Brand Loyalty (was Re: [MUD-Dev] Requirements for MM (wasComp lexities of MMOG Servers))

holding99 at mindspring.com holding99 at mindspring.com
Wed Jan 29 22:48:03 New Zealand Daylight Time 2003


At 10:33 AM 1/23/2003 -0600, Robert Zubek wrote:
> From: holding99 at mindspring.com [mailto:holding99 at mindspring.com]

> Hi T.H.!

Hello! Sorry it's taken me so long to respond, but RL happens.

>> Personally, I don't think RL treadmills and game treadmills are
>> so different. In each case, we compare ourselves with others to
>> rate the quality of our achievements. In each case, we assign
>> substance and importance to the results of the effort. Real life
>> treadmills are 'meaningful' and 'have vast and serious
>> consequences' to some people, just as game treadmills are
>> 'meaningful' and 'have vast and serious consequences' to
>> others. I have known people who have considered suicide because
>> they lost something they valued in a game. You might respond,
>> "Yeah, well, they have issues." and you'd probably be right. But
>> value is always by perception, and it's impossible to generalize
>> that one class of treadmills is more valuable than other.

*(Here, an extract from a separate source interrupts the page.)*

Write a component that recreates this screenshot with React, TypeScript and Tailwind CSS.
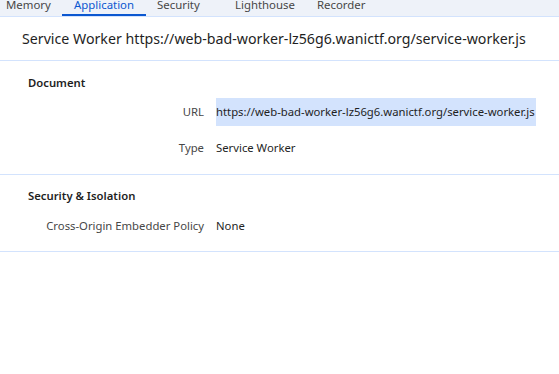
export default function App() {
  const font = { fontFamily: '"Segoe UI", "Noto Sans", sans-serif' };
  return (
    <div className="w-[559px] h-[374px] bg-white overflow-hidden text-[#1f1f1f]" style={font}>
      <div className="h-[17px] bg-[#eef2f9] border-b border-[#d3e3fd] flex items-end text-[11.4px] text-[#474747] leading-none">
        <div className="relative flex h-[16px]">
          <div className="pl-[6px] w-[62px] -mt-[1px]">Memory</div>
          <div className="relative w-[84px] pl-[12px] text-[#0b57d0] -mt-[1px]">
            Application
            <div className="absolute left-0 right-0 bottom-0 h-[2px] bg-[#0b57d0]" />
          </div>
          <div className="pl-[11px] w-[89px] -mt-[1px]">Security</div>
          <div className="w-[82px] -mt-[1px]">Lighthouse</div>
          <div className="-mt-[1px]">Recorder</div>
        </div>
      </div>
      <div className="h-[44px] border-b border-[#d3e3fd] flex items-center pl-[22px] text-[14.2px] whitespace-nowrap">
        Service Worker https://web-bad-worker-lz56g6.wanictf.org/service-worker.js
      </div>
      <div className="border-b border-[#d3e3fd] pb-[4px] text-[11.3px]">
        <div className="pl-[28px] pt-[14px] font-semibold h-[37px] leading-[16px]">Document</div>
        <div className="flex items-center h-[28px]">
          <div className="w-[204px] text-right text-[#474747]">URL</div>
          <div className="ml-[12px] bg-[#d3e3fd] h-[28px] flex items-center pr-[1px] whitespace-nowrap">https://web-bad-worker-lz56g6.wanictf.org/service-worker.js</div>
        </div>
        <div className="flex items-center h-[44px]">
          <div className="w-[204px] text-right text-[#474747]">Type</div>
          <div className="ml-[12px]">Service Worker</div>
        </div>
      </div>
      <div className="border-b border-[#d3e3fd] pb-[10px] text-[11.3px]">
        <div className="pl-[28px] pt-[13px] font-semibold h-[36px] leading-[16px]">Security &amp; Isolation</div>
        <div className="flex items-center h-[30px]">
          <div className="w-[204px] text-right text-[#474747]">Cross-Origin Embedder Policy</div>
          <div className="ml-[12px]">None</div>
        </div>
      </div>
    </div>
  );
}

> Whoa, are you really claiming that spending your free time doing
> skill ladders in Everquest is equivalent to spending your free
> time on, say, taking night school courses or going to the gym? 
> That what you get out of the former is equivalent to what you get
> out of the latter?

Actually, yes. The people who play these games for hours on end (my
wife happens to be one of them) get _something_ from the game;
something more than they'd get from night school or the gym. They're
not equivalent; they fulfill different needs. But I don't think it's
fair to say that the person who goes to the gym and spends four
hours on a real treadmill is getting more out of it than the person
who stays at home and spends 4 hours on a virtual treadmill.

>I'm sorry, but for the vast majority of the population, real life
>simply *is* more important than online games, even if we take the
>cynical view that it's all treadmills and jumping through hoops
>anyway. :) Your point about hardcore players is well taken - there
>will always be people who will let the game take over their lives -
>but I think we can safely treat them as statistical outliers. And
if >we agree that life is more important, the (perhaps banal)
question >remains: why is it? And what is it that, in spite of the
common >treadmill structure, makes the game so much less
consequential?  >That's the question I've been trying to get at.

I actually agree with you, to a point. The vast majority of the
population consider online games a waste of time, or at best a weak
diversion. However, the true question you are asking is, "Apart from
social pressures, and individual variations, what is objectively
important? Why is RL (whatever that is) more important than a game,
objectively?" And I really don't think that's a fair question. I
don't think you can separate the needs/goals of the
individual/society from the priorities in any meaningful way.